Directions :: Answer with one number only: the number of lines that include the word "this".

======== The input

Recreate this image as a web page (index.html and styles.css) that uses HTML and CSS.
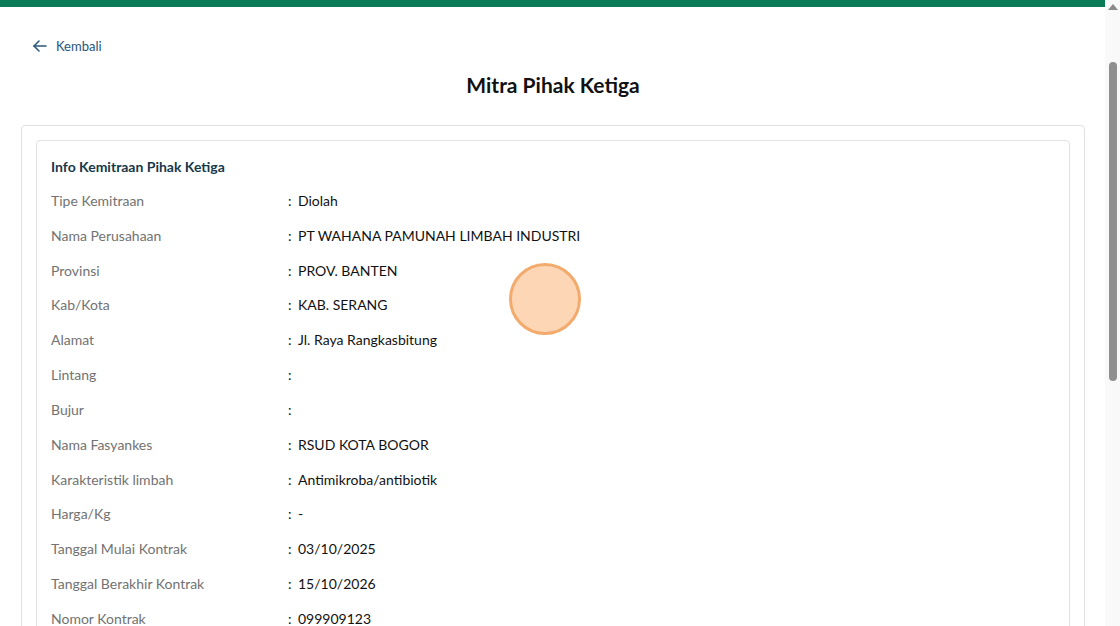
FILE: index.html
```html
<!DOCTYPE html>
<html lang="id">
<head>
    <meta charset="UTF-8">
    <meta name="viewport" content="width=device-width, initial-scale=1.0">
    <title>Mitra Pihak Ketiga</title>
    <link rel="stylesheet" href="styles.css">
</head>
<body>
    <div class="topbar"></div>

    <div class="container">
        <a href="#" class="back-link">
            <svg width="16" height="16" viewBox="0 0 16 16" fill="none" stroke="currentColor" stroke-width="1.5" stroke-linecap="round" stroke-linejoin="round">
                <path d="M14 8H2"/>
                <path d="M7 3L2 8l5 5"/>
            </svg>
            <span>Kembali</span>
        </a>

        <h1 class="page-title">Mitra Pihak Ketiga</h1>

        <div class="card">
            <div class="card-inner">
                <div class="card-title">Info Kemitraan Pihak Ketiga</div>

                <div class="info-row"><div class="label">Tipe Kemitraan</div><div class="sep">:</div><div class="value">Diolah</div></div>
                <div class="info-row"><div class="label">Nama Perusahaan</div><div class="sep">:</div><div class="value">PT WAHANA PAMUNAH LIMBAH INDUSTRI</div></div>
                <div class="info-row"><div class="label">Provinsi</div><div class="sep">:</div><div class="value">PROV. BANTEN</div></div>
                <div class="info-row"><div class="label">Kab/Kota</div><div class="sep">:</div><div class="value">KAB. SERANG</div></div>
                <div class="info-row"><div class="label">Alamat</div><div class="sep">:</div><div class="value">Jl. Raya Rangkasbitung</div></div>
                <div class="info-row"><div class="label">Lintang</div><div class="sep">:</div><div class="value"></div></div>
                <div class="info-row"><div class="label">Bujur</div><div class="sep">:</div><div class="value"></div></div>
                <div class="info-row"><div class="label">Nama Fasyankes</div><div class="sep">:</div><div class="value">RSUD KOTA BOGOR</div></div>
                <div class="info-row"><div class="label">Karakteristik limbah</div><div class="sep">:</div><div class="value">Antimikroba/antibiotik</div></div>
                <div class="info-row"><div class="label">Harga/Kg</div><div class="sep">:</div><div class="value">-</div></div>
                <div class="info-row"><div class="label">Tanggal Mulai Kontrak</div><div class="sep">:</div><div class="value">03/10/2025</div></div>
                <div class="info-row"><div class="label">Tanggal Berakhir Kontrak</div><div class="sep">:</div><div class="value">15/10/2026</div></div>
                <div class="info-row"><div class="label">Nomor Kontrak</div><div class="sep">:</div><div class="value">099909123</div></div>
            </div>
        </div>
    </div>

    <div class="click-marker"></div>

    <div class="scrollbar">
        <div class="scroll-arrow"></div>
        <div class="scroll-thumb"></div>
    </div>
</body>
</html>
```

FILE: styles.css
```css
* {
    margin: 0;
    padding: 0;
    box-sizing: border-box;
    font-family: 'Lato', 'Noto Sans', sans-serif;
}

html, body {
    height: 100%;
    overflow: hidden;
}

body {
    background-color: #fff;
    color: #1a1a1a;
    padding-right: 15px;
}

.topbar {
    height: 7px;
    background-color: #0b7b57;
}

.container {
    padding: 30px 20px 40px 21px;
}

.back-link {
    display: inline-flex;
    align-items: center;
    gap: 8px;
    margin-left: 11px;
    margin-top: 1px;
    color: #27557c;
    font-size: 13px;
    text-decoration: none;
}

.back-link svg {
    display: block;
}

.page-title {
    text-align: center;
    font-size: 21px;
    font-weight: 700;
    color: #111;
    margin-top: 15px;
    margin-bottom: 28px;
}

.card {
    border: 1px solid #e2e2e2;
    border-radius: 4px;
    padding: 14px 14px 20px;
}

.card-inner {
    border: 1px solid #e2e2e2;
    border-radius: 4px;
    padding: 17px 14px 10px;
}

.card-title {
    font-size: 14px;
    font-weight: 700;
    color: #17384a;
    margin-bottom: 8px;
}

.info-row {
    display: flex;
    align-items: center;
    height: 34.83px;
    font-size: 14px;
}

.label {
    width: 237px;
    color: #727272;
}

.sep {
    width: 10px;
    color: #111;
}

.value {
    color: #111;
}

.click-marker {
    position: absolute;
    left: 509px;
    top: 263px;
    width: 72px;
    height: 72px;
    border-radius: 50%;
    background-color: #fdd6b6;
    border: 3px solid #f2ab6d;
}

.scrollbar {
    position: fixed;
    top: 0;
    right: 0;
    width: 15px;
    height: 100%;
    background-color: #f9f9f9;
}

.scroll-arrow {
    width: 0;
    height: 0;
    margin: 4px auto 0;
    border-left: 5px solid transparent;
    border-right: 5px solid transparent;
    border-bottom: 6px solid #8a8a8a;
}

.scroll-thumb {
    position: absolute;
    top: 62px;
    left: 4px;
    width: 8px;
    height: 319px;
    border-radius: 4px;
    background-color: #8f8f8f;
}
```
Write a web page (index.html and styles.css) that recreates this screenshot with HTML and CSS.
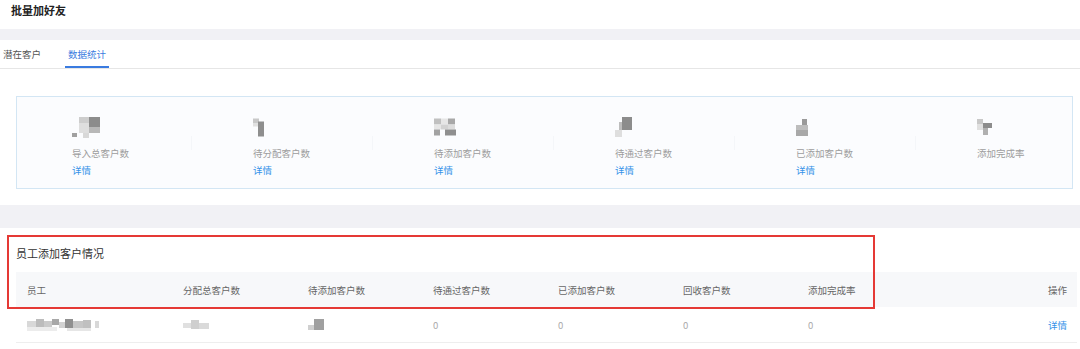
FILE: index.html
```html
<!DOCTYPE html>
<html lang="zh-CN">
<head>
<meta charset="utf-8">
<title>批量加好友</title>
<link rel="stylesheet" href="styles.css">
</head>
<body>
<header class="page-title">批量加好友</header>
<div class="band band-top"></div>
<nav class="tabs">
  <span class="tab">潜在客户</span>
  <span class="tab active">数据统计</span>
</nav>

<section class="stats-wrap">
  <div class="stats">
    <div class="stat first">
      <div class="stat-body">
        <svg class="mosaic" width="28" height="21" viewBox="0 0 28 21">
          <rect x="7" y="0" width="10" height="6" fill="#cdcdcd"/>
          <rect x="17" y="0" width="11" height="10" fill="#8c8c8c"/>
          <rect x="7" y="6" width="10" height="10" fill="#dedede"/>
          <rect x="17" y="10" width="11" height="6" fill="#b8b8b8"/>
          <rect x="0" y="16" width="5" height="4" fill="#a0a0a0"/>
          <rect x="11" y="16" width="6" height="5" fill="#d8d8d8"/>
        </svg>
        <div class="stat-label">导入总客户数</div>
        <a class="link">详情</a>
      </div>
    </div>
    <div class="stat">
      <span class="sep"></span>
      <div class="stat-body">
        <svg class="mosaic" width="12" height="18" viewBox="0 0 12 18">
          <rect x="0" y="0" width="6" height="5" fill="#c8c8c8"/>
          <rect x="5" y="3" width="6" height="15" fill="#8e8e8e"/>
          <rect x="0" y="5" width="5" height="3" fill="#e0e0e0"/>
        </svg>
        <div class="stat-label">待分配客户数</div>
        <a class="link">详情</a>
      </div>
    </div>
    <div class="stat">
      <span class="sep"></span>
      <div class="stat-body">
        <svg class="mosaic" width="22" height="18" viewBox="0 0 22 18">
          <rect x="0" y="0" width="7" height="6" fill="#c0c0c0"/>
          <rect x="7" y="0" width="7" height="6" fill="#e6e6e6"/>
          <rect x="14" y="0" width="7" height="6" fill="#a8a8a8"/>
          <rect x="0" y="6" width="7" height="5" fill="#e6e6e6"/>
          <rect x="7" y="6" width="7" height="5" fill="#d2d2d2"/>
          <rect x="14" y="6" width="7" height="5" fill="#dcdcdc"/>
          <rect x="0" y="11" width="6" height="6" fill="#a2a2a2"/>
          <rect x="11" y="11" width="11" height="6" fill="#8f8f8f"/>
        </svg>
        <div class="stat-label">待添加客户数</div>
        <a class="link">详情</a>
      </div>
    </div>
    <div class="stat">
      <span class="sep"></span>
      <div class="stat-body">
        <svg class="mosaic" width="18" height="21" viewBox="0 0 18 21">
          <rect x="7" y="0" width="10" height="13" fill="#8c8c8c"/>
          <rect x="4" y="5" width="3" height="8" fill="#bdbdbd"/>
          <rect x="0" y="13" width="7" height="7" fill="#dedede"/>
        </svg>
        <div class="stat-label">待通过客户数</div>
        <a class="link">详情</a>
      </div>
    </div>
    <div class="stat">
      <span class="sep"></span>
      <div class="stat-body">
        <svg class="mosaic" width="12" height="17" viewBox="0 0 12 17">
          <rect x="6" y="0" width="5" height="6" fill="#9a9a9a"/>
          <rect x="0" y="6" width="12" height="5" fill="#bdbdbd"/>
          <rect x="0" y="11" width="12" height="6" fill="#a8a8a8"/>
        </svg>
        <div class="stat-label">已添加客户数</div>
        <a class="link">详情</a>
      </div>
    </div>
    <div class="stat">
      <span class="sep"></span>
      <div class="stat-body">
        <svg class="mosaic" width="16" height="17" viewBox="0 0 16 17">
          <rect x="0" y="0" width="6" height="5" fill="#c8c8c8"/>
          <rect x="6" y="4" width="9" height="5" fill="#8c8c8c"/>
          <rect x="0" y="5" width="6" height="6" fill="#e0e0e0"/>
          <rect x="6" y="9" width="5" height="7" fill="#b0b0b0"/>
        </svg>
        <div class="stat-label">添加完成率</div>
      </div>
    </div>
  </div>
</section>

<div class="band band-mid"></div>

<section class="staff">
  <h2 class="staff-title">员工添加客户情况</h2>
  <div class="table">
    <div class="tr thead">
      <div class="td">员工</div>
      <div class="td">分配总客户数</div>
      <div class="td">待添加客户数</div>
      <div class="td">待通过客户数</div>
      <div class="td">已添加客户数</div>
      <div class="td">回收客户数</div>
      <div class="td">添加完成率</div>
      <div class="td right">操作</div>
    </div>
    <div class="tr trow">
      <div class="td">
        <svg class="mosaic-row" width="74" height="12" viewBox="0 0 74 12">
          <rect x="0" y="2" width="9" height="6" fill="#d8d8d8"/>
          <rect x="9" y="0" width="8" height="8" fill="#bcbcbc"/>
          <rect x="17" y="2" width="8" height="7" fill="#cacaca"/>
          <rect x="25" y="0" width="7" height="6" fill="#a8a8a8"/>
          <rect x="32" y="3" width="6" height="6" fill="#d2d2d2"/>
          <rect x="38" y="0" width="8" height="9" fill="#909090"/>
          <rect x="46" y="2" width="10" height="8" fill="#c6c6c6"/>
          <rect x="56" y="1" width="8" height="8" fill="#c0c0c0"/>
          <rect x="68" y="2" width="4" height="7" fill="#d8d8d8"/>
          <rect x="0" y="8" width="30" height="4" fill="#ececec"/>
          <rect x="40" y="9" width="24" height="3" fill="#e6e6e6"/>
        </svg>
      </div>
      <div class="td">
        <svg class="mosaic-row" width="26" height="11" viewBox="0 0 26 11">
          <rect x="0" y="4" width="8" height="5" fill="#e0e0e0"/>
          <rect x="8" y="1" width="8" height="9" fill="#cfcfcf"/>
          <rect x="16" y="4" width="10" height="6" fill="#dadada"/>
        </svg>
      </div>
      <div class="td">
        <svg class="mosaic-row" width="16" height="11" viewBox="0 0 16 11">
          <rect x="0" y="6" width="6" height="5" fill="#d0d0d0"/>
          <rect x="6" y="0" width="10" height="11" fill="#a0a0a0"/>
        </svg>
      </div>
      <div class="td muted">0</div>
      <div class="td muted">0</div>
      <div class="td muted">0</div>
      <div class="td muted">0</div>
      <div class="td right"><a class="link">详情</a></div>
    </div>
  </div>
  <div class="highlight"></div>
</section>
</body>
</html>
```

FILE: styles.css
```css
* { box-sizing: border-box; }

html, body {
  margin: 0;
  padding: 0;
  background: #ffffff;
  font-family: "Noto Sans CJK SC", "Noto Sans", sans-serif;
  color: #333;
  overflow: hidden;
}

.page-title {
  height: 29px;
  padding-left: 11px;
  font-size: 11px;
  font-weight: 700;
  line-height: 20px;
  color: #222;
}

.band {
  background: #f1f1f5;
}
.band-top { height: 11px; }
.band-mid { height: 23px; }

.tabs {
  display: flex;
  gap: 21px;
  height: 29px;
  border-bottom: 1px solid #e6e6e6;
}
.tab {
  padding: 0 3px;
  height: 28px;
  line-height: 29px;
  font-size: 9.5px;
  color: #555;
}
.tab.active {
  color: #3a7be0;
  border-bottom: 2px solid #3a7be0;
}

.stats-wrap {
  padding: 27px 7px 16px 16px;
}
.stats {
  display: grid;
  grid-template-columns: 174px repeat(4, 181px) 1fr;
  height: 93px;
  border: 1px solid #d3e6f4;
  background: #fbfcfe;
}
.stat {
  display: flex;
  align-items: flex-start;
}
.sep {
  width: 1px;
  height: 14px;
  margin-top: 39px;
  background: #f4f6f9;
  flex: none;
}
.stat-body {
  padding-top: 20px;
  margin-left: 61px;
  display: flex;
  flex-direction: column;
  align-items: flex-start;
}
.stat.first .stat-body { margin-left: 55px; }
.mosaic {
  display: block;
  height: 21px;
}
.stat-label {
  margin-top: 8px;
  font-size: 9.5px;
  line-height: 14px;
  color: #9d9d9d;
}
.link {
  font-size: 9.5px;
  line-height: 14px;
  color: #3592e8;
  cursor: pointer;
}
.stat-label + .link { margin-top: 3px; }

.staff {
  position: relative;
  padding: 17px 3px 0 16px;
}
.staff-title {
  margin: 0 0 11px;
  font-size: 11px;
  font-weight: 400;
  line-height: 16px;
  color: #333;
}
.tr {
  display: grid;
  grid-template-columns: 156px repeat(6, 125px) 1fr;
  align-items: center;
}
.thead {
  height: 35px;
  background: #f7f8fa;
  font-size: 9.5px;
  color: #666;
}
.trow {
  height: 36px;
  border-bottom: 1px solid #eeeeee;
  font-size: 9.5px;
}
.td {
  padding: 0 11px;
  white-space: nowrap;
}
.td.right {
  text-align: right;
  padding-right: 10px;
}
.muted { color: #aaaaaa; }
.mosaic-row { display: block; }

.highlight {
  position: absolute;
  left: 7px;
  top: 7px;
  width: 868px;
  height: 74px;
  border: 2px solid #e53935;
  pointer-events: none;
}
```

================

Output :: 2